Hampton has been in charge of the GCSB since 2016.

While he cannot talk about everything that he and the agency do, some of which is covert and involves access to classified information, his mission is to make the agency more open and accountable, and to build public trust and confidence in it. “In the past the agency was not as open as it could have been.”

Part of the agency’s work in the past few years has been the development of a cyber security capability Cortex, which has saved New Zealand’s organisations of national significance some $67 million over the past two years.

Hampton says the agency works only in the national interest and attracts some of the brightest and best people in their fields.

These include foreign language experts, communications and cryptography specialists, engineers, technicians, legal, policy and support staff.

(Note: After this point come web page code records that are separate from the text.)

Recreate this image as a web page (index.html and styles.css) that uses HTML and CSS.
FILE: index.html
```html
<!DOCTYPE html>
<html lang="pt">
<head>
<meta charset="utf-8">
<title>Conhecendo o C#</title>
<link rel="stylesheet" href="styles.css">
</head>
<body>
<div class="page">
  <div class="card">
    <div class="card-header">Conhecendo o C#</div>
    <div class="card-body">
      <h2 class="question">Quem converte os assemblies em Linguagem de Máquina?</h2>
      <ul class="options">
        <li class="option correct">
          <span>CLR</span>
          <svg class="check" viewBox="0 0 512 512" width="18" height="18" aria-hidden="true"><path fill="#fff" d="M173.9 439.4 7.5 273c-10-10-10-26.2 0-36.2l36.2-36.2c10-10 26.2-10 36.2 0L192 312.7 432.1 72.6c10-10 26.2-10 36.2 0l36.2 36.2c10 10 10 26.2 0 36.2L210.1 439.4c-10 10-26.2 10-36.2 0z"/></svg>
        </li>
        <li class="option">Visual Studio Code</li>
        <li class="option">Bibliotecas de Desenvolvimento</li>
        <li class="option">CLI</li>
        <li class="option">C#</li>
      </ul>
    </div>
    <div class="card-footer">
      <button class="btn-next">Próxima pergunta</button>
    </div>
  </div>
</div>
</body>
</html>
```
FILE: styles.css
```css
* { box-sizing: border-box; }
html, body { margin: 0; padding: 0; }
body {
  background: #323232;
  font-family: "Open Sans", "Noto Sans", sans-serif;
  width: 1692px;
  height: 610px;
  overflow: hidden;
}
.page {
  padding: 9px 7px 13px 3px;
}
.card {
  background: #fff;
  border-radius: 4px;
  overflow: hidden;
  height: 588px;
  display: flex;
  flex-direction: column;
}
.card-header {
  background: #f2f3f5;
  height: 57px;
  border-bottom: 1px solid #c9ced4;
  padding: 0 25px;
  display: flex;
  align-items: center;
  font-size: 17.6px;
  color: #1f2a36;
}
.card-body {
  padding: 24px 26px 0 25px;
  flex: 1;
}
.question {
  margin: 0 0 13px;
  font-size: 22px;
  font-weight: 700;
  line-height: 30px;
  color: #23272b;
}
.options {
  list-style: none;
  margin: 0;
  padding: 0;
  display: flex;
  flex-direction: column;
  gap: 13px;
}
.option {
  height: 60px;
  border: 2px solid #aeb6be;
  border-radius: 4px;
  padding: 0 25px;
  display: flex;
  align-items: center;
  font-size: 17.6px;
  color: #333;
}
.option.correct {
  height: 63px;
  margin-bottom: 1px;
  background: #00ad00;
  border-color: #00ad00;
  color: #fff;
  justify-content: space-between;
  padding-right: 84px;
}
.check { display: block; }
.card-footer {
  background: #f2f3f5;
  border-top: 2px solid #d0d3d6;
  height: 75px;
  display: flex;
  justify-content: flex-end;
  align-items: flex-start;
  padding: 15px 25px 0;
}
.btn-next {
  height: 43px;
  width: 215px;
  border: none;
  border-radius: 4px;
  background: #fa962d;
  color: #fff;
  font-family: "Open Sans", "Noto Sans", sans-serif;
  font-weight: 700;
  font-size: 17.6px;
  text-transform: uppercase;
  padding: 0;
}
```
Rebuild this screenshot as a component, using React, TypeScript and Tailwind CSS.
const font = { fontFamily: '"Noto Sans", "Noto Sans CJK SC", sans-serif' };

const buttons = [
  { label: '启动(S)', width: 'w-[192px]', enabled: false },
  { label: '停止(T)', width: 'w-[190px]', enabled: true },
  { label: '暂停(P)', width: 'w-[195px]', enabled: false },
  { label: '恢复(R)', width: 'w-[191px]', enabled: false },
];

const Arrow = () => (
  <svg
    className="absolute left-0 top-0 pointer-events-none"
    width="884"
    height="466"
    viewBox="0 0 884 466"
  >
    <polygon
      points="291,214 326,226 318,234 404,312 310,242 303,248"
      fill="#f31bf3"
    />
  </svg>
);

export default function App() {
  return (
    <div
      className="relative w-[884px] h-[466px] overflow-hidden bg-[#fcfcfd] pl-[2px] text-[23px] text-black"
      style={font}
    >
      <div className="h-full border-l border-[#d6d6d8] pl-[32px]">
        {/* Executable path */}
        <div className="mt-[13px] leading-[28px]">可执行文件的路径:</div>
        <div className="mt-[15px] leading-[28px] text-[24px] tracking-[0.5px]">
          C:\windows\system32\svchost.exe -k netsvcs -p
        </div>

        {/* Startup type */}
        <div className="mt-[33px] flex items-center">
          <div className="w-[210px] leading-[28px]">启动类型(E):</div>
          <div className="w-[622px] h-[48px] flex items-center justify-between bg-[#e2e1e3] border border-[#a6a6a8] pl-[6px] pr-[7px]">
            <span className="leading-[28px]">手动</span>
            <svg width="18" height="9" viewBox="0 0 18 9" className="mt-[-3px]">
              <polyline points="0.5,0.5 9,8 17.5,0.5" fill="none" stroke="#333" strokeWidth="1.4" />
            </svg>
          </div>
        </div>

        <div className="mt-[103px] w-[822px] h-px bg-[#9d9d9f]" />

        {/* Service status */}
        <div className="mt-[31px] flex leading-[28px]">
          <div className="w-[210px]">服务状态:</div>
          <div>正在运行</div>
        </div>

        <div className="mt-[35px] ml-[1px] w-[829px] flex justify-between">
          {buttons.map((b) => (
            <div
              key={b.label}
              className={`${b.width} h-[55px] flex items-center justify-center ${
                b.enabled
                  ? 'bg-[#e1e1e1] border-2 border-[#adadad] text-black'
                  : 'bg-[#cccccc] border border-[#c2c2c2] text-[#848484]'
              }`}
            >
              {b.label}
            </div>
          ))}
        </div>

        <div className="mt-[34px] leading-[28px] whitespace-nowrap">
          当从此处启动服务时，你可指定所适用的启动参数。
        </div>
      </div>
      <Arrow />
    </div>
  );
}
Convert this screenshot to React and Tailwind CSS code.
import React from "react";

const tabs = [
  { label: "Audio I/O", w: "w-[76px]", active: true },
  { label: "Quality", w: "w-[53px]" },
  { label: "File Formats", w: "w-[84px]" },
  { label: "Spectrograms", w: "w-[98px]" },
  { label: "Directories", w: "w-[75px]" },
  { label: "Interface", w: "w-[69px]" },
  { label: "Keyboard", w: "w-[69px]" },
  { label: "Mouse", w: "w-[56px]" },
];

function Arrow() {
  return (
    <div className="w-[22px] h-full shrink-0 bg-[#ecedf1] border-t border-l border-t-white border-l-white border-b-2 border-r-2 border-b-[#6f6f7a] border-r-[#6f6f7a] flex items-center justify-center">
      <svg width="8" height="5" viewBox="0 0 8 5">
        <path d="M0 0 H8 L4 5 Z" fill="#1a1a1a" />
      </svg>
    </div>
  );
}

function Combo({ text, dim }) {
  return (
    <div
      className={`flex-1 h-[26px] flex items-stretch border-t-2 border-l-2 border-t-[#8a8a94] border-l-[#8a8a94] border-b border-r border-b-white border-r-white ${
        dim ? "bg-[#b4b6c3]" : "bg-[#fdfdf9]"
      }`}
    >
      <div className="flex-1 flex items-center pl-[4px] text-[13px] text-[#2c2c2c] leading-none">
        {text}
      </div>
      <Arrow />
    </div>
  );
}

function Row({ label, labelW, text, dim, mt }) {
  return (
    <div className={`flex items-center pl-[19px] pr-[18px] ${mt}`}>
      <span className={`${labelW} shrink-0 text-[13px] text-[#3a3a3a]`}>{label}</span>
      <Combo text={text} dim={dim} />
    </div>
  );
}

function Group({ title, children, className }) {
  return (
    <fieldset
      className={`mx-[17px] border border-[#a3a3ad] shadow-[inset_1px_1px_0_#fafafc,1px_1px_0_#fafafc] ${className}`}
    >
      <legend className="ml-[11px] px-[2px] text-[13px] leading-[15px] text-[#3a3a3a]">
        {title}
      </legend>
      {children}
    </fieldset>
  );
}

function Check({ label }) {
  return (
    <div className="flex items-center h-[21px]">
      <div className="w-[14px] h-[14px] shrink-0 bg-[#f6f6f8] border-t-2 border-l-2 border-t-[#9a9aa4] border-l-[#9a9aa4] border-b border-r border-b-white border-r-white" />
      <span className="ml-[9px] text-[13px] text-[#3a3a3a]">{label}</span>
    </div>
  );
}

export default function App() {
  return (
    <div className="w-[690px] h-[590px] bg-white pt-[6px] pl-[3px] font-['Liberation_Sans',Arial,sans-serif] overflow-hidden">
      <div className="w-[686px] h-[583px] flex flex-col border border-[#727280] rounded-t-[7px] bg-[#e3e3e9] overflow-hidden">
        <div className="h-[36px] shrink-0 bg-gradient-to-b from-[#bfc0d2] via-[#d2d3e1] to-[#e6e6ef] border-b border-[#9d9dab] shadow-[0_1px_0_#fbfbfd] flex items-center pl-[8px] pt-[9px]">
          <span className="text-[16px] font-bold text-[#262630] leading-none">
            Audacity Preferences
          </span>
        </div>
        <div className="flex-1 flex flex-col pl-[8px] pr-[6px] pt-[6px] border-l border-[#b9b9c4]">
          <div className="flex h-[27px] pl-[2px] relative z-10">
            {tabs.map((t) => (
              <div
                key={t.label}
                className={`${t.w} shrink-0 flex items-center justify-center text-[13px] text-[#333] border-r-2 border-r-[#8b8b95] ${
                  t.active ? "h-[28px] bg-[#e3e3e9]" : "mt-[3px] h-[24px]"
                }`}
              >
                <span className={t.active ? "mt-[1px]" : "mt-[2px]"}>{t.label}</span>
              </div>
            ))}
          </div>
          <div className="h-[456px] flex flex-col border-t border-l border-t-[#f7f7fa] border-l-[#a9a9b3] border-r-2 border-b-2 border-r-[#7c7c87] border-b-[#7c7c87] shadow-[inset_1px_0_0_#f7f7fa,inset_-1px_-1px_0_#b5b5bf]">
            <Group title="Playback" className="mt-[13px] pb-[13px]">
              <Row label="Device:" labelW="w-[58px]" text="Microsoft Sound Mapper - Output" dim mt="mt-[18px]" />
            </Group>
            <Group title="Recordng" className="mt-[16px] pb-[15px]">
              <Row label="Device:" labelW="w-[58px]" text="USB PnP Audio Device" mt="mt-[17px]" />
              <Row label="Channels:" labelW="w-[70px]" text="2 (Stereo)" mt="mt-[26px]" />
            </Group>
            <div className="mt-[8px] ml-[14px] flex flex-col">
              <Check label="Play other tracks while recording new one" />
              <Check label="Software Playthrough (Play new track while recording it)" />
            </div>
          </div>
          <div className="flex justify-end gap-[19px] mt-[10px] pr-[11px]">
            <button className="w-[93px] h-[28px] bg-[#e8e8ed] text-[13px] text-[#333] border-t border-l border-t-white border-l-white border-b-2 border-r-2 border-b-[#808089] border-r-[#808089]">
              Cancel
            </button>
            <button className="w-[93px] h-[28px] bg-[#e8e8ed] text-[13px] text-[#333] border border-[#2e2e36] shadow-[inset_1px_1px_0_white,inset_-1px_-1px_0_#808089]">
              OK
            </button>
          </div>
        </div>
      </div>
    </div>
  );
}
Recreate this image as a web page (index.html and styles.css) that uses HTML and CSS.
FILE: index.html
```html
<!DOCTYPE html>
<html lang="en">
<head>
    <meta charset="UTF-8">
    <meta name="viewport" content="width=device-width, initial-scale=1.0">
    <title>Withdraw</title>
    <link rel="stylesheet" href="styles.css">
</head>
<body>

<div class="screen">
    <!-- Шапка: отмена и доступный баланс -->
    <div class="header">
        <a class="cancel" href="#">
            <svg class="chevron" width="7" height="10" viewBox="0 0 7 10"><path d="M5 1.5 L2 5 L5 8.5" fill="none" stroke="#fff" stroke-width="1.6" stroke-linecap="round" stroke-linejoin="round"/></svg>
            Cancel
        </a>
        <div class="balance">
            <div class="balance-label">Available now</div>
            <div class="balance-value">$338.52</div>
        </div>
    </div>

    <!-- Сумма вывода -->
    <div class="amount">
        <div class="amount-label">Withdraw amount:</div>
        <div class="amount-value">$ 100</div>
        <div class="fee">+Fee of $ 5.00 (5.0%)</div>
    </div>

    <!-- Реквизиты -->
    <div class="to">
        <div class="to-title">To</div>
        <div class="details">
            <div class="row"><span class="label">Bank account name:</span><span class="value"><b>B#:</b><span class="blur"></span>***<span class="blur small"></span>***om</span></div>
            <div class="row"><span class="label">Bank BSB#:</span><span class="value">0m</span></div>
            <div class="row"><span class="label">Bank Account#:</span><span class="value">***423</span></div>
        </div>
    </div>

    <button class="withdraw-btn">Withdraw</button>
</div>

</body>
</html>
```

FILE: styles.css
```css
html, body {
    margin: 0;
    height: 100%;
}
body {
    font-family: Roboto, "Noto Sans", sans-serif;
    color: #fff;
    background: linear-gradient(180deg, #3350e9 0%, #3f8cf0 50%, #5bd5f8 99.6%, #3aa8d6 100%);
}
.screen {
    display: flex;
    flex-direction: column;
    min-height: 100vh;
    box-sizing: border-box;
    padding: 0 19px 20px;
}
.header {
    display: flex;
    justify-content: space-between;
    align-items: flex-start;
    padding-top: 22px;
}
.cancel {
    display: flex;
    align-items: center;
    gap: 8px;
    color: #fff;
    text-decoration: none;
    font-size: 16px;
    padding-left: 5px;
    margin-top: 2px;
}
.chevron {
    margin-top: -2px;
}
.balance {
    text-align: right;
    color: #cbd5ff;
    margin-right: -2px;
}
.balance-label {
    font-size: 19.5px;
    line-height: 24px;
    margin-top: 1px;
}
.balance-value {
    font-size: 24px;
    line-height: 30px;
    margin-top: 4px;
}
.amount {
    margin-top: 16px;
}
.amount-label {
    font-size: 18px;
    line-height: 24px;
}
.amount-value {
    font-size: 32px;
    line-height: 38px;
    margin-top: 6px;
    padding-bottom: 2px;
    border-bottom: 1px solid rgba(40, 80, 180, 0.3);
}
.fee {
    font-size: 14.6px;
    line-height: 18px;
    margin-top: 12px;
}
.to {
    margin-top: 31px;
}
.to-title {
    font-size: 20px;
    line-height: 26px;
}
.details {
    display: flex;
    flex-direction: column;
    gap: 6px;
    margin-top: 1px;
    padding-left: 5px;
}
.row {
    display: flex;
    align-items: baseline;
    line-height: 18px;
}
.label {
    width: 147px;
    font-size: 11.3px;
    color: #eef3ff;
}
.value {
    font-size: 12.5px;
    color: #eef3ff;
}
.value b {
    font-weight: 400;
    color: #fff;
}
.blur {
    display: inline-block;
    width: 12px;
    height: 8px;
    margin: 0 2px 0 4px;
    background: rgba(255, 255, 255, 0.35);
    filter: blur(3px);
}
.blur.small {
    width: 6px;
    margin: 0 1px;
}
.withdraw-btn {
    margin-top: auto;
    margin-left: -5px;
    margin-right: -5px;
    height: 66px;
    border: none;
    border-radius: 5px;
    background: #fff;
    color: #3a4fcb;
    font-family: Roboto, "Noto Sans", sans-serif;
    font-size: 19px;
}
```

He maintains a strict separation between work and home life, because it’s a job where you can’t really take your work home.

There are no cyber rules for his children, who would rather ride horses, read books, or make music than be glued to their cellphones.

And he is still in touch with his rock band mates Mark Hooper and Walt Friedal (they were called Barbed Wyre back in the day), and when he puts on a record from his vinyl collection he thinks of Record World in the Arcade.

Visiting there on a Friday night was the highlight of his week as a teenager, now he has the electronic world at his feet.